A giugno le proteste erano ricominciate dopo la scomparsa in Cambogia di un attivista thailandese in esilio, Wanchalearm Satsaksit. Da allora si erano allargate: oggi i manifestanti chiedono, in breve, che venga sciolto il governo guidato dal generale Prayuth Chan-o-cha, al potere dal colpo di stato del 2014, che cessino le violenze nei confronti degli attivisti e che venga riscritta la Costituzione, emanata dal governo militare.

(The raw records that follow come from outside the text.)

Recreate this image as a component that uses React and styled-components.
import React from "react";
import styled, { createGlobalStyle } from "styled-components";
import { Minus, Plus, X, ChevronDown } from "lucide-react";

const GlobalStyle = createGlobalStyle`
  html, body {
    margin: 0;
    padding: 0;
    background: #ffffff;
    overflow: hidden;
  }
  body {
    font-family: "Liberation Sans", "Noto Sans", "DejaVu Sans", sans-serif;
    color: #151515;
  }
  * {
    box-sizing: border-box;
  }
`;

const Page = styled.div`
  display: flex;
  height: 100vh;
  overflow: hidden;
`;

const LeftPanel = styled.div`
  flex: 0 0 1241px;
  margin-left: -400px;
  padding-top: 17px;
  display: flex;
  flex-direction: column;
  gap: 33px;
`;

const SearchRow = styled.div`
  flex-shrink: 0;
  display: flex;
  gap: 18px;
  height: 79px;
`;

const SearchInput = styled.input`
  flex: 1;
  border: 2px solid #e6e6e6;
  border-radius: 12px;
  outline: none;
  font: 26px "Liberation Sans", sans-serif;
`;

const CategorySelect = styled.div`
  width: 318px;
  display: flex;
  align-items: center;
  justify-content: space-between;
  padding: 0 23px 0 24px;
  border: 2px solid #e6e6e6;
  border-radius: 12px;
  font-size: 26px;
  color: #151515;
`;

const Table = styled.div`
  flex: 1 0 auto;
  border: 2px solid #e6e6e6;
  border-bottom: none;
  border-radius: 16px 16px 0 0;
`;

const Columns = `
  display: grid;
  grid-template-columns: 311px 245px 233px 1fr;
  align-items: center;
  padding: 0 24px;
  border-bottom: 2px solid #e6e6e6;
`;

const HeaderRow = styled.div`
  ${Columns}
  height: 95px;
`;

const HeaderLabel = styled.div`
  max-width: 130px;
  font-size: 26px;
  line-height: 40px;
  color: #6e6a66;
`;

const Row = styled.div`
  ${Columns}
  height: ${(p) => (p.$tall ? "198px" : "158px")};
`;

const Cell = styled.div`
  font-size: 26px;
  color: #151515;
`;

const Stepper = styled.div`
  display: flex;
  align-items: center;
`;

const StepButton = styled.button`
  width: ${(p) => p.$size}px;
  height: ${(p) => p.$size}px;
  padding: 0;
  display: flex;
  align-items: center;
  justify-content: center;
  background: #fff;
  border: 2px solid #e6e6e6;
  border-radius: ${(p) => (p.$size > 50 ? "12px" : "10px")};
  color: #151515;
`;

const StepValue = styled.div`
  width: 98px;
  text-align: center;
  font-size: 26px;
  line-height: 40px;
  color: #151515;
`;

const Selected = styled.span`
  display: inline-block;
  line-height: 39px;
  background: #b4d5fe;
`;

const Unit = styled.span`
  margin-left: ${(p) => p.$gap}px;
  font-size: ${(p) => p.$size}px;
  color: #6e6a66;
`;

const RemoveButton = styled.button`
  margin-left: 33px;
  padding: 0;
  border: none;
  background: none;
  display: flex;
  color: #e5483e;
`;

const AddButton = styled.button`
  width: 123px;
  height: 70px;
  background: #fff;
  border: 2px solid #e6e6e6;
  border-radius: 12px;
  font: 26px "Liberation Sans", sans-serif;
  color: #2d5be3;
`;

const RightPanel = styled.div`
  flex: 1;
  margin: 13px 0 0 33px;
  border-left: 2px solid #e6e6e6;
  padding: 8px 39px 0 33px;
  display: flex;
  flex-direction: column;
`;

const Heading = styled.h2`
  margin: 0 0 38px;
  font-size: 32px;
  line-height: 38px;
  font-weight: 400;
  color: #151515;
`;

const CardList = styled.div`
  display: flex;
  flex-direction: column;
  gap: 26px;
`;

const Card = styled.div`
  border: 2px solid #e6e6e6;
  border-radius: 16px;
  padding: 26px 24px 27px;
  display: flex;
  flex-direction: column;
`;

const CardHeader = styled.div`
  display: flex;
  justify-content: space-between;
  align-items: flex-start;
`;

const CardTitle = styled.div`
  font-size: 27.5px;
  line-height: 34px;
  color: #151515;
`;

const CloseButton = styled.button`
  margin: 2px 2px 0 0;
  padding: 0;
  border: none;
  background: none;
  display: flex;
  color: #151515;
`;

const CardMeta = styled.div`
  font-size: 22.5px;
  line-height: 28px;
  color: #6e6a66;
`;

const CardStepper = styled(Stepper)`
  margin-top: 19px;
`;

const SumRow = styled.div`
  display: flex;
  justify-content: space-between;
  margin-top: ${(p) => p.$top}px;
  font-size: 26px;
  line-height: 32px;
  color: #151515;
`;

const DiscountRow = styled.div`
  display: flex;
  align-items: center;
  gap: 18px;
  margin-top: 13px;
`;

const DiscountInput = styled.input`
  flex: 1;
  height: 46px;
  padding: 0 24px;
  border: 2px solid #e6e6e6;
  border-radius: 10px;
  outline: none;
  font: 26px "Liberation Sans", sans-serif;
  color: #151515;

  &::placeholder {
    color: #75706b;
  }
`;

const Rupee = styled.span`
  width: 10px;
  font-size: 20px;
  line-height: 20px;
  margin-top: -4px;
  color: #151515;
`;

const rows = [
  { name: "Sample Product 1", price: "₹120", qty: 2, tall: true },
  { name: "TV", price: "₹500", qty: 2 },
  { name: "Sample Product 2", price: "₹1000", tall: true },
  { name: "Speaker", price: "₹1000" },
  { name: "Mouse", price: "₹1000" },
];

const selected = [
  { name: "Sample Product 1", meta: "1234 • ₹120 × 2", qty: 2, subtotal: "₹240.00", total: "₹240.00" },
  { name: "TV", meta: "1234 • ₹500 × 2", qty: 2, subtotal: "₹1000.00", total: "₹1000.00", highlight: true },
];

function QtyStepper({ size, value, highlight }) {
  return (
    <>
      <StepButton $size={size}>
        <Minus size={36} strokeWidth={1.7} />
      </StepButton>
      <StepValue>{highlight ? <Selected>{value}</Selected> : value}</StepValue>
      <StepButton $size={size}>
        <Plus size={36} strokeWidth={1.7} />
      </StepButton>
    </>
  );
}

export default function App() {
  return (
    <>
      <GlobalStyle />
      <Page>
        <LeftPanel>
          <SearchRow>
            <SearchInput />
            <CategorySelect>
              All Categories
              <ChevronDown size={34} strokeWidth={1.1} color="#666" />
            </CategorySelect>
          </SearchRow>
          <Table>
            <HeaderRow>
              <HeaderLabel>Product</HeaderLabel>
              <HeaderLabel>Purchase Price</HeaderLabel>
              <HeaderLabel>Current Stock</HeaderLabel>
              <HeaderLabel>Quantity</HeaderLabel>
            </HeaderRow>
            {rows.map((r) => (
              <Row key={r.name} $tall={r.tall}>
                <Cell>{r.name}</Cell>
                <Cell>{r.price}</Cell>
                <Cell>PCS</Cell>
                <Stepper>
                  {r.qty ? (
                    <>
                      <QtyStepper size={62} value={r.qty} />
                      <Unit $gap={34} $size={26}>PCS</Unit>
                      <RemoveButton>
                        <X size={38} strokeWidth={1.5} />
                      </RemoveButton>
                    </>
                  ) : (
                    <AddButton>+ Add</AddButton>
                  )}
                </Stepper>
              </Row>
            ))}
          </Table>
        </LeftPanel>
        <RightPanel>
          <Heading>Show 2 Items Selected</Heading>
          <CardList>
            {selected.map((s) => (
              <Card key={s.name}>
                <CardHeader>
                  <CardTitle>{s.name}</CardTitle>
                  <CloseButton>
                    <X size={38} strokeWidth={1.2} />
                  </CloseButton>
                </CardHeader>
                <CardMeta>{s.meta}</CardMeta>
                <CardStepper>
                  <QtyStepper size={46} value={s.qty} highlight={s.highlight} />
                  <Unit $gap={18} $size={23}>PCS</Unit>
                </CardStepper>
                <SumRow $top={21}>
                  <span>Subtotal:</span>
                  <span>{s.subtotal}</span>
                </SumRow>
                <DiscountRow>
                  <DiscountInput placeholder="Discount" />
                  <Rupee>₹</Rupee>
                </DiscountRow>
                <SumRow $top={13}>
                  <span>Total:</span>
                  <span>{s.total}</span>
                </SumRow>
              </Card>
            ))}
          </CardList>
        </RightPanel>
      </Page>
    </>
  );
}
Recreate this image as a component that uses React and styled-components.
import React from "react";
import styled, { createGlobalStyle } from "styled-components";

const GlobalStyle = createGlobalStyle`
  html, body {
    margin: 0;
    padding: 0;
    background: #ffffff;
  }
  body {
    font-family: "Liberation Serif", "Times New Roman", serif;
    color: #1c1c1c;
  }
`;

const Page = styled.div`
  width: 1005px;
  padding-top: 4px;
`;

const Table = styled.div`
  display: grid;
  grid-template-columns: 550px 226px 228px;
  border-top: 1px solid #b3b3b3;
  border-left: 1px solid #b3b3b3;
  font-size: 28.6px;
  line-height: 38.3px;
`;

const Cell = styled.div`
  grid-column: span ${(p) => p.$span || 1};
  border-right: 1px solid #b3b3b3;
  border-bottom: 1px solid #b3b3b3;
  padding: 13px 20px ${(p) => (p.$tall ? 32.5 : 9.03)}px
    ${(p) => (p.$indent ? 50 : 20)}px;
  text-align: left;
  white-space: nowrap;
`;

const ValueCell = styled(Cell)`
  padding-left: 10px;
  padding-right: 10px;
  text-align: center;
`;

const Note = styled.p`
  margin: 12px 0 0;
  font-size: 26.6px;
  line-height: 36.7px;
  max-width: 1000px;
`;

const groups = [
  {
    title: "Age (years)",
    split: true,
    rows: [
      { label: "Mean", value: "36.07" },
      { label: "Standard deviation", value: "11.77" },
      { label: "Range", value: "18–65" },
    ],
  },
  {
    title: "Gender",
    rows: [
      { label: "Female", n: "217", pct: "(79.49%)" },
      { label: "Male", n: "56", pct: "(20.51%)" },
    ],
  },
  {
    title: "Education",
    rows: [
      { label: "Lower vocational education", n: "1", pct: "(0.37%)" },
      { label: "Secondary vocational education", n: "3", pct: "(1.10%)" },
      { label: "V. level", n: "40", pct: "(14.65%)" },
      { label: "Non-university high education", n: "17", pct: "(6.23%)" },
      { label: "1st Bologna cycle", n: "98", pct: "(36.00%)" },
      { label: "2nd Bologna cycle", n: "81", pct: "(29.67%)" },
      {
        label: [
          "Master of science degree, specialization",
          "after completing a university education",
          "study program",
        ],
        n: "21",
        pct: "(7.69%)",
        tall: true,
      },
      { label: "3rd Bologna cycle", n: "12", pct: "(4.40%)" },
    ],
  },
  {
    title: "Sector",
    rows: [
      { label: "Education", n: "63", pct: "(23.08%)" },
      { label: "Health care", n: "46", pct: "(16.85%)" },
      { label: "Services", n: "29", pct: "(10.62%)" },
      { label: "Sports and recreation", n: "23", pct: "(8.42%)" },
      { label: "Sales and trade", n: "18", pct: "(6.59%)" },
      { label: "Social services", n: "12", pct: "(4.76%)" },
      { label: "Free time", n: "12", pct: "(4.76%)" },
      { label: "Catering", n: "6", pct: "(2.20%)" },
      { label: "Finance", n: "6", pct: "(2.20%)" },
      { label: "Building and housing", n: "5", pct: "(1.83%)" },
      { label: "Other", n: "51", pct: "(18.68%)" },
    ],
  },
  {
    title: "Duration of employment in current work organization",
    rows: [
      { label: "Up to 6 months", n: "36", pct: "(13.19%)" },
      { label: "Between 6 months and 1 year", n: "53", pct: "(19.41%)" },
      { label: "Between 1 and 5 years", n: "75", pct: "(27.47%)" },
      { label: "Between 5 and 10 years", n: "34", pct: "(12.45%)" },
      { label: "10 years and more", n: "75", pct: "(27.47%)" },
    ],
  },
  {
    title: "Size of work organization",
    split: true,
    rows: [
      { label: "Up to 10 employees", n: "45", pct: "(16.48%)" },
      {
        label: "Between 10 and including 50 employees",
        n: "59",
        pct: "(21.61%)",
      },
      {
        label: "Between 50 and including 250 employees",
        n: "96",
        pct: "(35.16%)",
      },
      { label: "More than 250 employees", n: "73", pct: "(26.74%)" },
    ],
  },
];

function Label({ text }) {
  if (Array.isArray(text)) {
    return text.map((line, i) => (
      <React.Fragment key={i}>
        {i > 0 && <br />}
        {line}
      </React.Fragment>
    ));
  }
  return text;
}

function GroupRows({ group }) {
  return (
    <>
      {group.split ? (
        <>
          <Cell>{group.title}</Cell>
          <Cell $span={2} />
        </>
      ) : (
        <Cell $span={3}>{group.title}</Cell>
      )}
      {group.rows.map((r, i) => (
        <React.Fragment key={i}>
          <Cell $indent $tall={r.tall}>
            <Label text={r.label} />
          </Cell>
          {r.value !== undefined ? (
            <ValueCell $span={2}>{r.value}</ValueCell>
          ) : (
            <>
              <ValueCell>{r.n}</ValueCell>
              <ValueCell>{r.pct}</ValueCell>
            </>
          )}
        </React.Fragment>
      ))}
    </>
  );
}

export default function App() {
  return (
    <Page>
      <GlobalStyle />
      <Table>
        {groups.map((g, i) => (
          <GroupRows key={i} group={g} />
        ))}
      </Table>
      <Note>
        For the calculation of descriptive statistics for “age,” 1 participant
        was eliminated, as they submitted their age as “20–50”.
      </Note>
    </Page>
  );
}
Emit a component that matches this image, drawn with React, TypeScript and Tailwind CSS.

– Leggi anche: I diritti delle donne nelle proteste della Thailandia

Tra le persone arrestate giovedì mattina, ci sono Anon Nampa, avvocato che si occupa di difesa dei diritti umani e prima persona a parlare pubblicamente della necessità di riformare la monarchia; Parit Chiwarak, studente e attivista, molto noto in Thailandia con il soprannome “pinguino”; e Panusaya Sithijirawattanakul, leader conosciuta soprattutto per avere presentato un manifesto in dieci punti per chiedere, come Anon, una riforma dell’istituto monarchico.

Manifestazione antigovernativa a Bangkok il 14 ottobre (Lauren DeCicca/Getty Images)

Le proteste a favore della democrazia in corso in Thailandia sono guidate per lo più da studenti, anche se tra i manifestanti ci sono parecchi ex seguaci di Thaksin Shinawatra, primo ministro deposto con un colpo di stato nel 2006. Gli studenti contestano tra le altre cose le irregolarità compiute nel controverso voto dello scorso anno che portò all’elezione di Prayuth a primo ministro.

A partire da agosto, anche su impulso di Anon e Panusaya, i manifestanti hanno iniziato a chiedere una riforma della monarchia: una cosa piuttosto inusuale per un paese in cui il re è considerato una specie di divinità e dove per chi lo critica è previsto anche il carcere in base a una legge, fra le più severe al mondo, che punisce il reato di lesa maestà con pene fino a 15 anni.